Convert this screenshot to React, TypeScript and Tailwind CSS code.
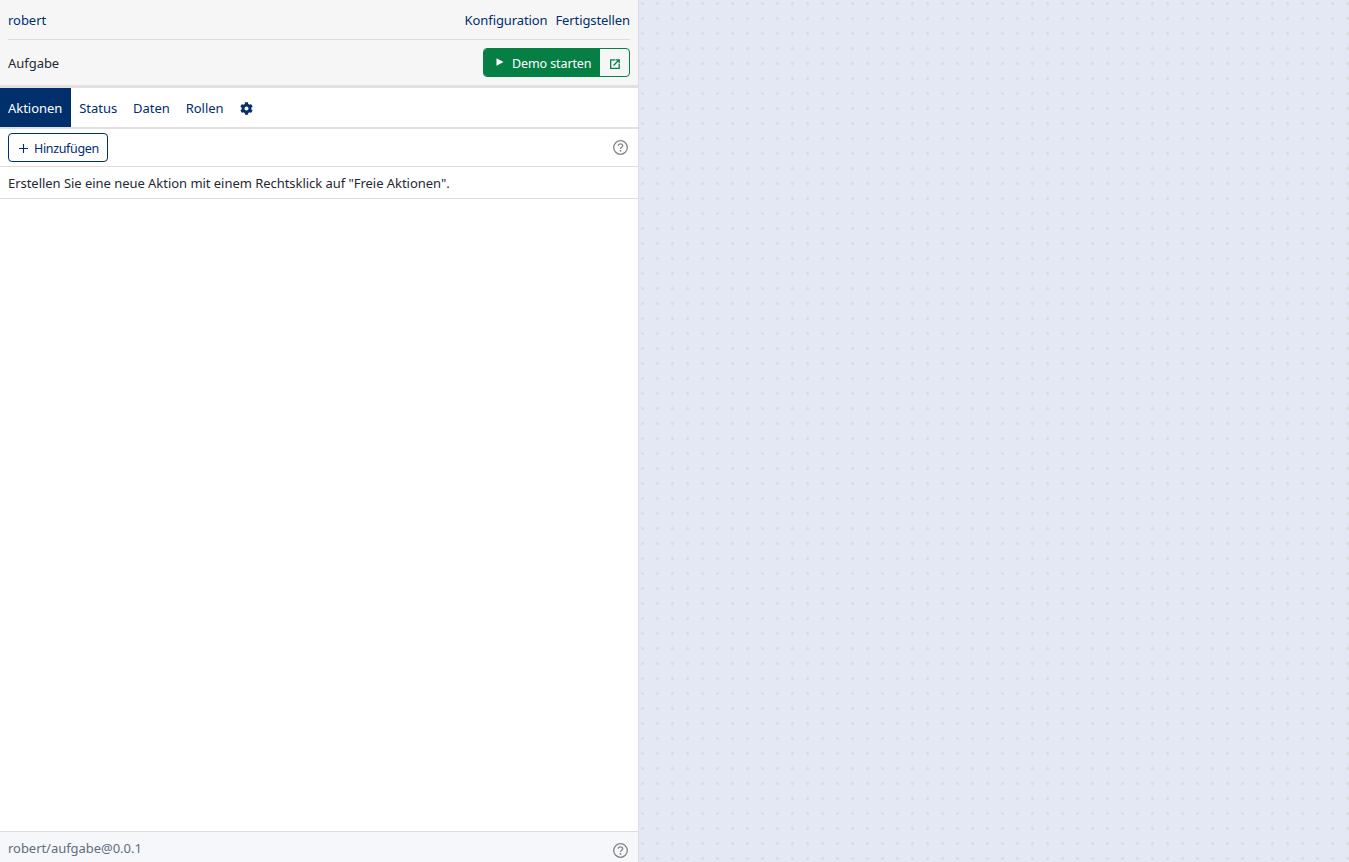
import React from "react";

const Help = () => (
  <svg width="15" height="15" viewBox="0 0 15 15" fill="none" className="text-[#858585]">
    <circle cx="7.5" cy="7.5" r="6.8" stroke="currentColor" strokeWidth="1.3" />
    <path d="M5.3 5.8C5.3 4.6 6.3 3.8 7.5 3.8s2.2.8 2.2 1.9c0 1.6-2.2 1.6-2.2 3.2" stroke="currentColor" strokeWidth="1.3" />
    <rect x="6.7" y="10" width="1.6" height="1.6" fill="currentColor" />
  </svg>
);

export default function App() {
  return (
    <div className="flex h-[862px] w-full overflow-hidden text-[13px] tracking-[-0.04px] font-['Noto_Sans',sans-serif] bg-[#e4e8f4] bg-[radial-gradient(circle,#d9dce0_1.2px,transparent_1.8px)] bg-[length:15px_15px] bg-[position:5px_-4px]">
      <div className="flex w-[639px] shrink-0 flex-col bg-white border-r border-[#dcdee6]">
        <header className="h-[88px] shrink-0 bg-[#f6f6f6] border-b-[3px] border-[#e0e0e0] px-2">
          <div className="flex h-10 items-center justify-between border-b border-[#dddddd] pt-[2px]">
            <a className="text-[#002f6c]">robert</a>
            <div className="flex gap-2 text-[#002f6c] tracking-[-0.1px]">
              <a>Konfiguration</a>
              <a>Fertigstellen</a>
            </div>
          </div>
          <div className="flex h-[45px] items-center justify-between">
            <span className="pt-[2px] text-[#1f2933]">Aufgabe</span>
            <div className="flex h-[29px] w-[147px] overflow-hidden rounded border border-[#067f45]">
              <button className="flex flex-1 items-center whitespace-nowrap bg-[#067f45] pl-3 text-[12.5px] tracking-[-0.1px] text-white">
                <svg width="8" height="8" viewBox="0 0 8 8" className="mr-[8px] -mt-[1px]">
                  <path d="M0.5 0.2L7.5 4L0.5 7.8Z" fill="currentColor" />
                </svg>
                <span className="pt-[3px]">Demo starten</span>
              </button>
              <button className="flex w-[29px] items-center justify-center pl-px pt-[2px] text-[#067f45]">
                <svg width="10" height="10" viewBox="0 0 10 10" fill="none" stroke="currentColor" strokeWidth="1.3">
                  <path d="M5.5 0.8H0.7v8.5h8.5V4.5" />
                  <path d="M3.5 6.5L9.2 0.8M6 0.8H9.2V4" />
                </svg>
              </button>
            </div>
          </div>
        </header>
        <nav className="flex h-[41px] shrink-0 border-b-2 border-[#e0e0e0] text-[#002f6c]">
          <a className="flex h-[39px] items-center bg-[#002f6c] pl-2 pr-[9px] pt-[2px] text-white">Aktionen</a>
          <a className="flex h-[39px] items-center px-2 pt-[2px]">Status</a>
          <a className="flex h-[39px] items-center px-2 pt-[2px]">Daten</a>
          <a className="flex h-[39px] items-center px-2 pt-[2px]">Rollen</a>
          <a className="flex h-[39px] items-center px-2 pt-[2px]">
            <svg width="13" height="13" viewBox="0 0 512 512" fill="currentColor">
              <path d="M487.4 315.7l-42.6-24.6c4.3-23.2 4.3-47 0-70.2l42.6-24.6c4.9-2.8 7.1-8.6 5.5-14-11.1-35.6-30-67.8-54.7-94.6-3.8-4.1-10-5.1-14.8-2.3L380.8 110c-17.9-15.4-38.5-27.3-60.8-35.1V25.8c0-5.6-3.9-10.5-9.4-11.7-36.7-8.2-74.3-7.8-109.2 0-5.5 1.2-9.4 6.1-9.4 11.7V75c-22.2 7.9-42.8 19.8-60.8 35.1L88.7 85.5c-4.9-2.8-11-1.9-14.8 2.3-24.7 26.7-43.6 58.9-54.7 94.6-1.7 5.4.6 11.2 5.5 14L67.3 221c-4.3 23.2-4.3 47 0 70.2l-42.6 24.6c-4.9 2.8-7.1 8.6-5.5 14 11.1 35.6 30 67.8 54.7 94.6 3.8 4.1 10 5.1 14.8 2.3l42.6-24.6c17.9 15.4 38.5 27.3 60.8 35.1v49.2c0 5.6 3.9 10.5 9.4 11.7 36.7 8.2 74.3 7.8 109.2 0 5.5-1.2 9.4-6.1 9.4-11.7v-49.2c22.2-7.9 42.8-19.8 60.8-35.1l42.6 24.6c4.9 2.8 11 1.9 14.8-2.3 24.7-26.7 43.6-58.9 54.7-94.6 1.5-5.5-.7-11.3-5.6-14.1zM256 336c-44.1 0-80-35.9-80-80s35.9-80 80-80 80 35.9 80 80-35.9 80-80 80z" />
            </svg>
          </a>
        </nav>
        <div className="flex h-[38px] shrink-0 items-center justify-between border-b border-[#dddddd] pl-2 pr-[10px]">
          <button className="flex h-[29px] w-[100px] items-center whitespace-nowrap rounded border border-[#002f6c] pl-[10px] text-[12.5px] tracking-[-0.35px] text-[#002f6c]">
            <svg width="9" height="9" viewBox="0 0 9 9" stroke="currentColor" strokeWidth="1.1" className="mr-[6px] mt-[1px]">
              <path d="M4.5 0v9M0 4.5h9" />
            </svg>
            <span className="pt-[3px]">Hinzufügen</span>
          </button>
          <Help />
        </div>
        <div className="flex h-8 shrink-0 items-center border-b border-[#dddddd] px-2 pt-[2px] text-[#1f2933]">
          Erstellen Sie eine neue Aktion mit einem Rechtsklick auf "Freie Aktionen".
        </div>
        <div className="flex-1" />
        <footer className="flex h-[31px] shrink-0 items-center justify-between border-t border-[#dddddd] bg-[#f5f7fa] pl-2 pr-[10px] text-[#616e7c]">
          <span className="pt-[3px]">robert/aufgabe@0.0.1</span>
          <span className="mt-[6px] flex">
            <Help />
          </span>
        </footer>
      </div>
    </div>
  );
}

-*-*-

What is needed is an exact reproduction of the data, pictures excluded.

Convert this screenshot to React, TypeScript and Tailwind CSS code.
import React from "react";

const Help = () => (
  <svg width="15" height="15" viewBox="0 0 15 15" fill="none" className="text-[#858585]">
    <circle cx="7.5" cy="7.5" r="6.8" stroke="currentColor" strokeWidth="1.3" />
    <path d="M5.3 5.8C5.3 4.6 6.3 3.8 7.5 3.8s2.2.8 2.2 1.9c0 1.6-2.2 1.6-2.2 3.2" stroke="currentColor" strokeWidth="1.3" />
    <rect x="6.7" y="10" width="1.6" height="1.6" fill="currentColor" />
  </svg>
);

export default function App() {
  return (
    <div className="flex h-[862px] w-full overflow-hidden text-[13px] tracking-[-0.04px] font-['Noto_Sans',sans-serif] bg-[#e4e8f4] bg-[radial-gradient(circle,#d9dce0_1.2px,transparent_1.8px)] bg-[length:15px_15px] bg-[position:5px_-4px]">
      <div className="flex w-[639px] shrink-0 flex-col bg-white border-r border-[#dcdee6]">
        <header className="h-[88px] shrink-0 bg-[#f6f6f6] border-b-[3px] border-[#e0e0e0] px-2">
          <div className="flex h-10 items-center justify-between border-b border-[#dddddd] pt-[2px]">
            <a className="text-[#002f6c]">robert</a>
            <div className="flex gap-2 text-[#002f6c] tracking-[-0.1px]">
              <a>Konfiguration</a>
              <a>Fertigstellen</a>
            </div>
          </div>
          <div className="flex h-[45px] items-center justify-between">
            <span className="pt-[2px] text-[#1f2933]">Aufgabe</span>
            <div className="flex h-[29px] w-[147px] overflow-hidden rounded border border-[#067f45]">
              <button className="flex flex-1 items-center whitespace-nowrap bg-[#067f45] pl-3 text-[12.5px] tracking-[-0.1px] text-white">
                <svg width="8" height="8" viewBox="0 0 8 8" className="mr-[8px] -mt-[1px]">
                  <path d="M0.5 0.2L7.5 4L0.5 7.8Z" fill="currentColor" />
                </svg>
                <span className="pt-[3px]">Demo starten</span>
              </button>
              <button className="flex w-[29px] items-center justify-center pl-px pt-[2px] text-[#067f45]">
                <svg width="10" height="10" viewBox="0 0 10 10" fill="none" stroke="currentColor" strokeWidth="1.3">
                  <path d="M5.5 0.8H0.7v8.5h8.5V4.5" />
                  <path d="M3.5 6.5L9.2 0.8M6 0.8H9.2V4" />
                </svg>
              </button>
            </div>
          </div>
        </header>
        <nav className="flex h-[41px] shrink-0 border-b-2 border-[#e0e0e0] text-[#002f6c]">
          <a className="flex h-[39px] items-center bg-[#002f6c] pl-2 pr-[9px] pt-[2px] text-white">Aktionen</a>
          <a className="flex h-[39px] items-center px-2 pt-[2px]">Status</a>
          <a className="flex h-[39px] items-center px-2 pt-[2px]">Daten</a>
          <a className="flex h-[39px] items-center px-2 pt-[2px]">Rollen</a>
          <a className="flex h-[39px] items-center px-2 pt-[2px]">
            <svg width="13" height="13" viewBox="0 0 512 512" fill="currentColor">
              <path d="M487.4 315.7l-42.6-24.6c4.3-23.2 4.3-47 0-70.2l42.6-24.6c4.9-2.8 7.1-8.6 5.5-14-11.1-35.6-30-67.8-54.7-94.6-3.8-4.1-10-5.1-14.8-2.3L380.8 110c-17.9-15.4-38.5-27.3-60.8-35.1V25.8c0-5.6-3.9-10.5-9.4-11.7-36.7-8.2-74.3-7.8-109.2 0-5.5 1.2-9.4 6.1-9.4 11.7V75c-22.2 7.9-42.8 19.8-60.8 35.1L88.7 85.5c-4.9-2.8-11-1.9-14.8 2.3-24.7 26.7-43.6 58.9-54.7 94.6-1.7 5.4.6 11.2 5.5 14L67.3 221c-4.3 23.2-4.3 47 0 70.2l-42.6 24.6c-4.9 2.8-7.1 8.6-5.5 14 11.1 35.6 30 67.8 54.7 94.6 3.8 4.1 10 5.1 14.8 2.3l42.6-24.6c17.9 15.4 38.5 27.3 60.8 35.1v49.2c0 5.6 3.9 10.5 9.4 11.7 36.7 8.2 74.3 7.8 109.2 0 5.5-1.2 9.4-6.1 9.4-11.7v-49.2c22.2-7.9 42.8-19.8 60.8-35.1l42.6 24.6c4.9 2.8 11 1.9 14.8-2.3 24.7-26.7 43.6-58.9 54.7-94.6 1.5-5.5-.7-11.3-5.6-14.1zM256 336c-44.1 0-80-35.9-80-80s35.9-80 80-80 80 35.9 80 80-35.9 80-80 80z" />
            </svg>
          </a>
        </nav>
        <div className="flex h-[38px] shrink-0 items-center justify-between border-b border-[#dddddd] pl-2 pr-[10px]">
          <button className="flex h-[29px] w-[100px] items-center whitespace-nowrap rounded border border-[#002f6c] pl-[10px] text-[12.5px] tracking-[-0.35px] text-[#002f6c]">
            <svg width="9" height="9" viewBox="0 0 9 9" stroke="currentColor" strokeWidth="1.1" className="mr-[6px] mt-[1px]">
              <path d="M4.5 0v9M0 4.5h9" />
            </svg>
            <span className="pt-[3px]">Hinzufügen</span>
          </button>
          <Help />
        </div>
        <div className="flex h-8 shrink-0 items-center border-b border-[#dddddd] px-2 pt-[2px] text-[#1f2933]">
          Erstellen Sie eine neue Aktion mit einem Rechtsklick auf "Freie Aktionen".
        </div>
        <div className="flex-1" />
        <footer className="flex h-[31px] shrink-0 items-center justify-between border-t border-[#dddddd] bg-[#f5f7fa] pl-2 pr-[10px] text-[#616e7c]">
          <span className="pt-[3px]">robert/aufgabe@0.0.1</span>
          <span className="mt-[6px] flex">
            <Help />
          </span>
        </footer>
      </div>
    </div>
  );
}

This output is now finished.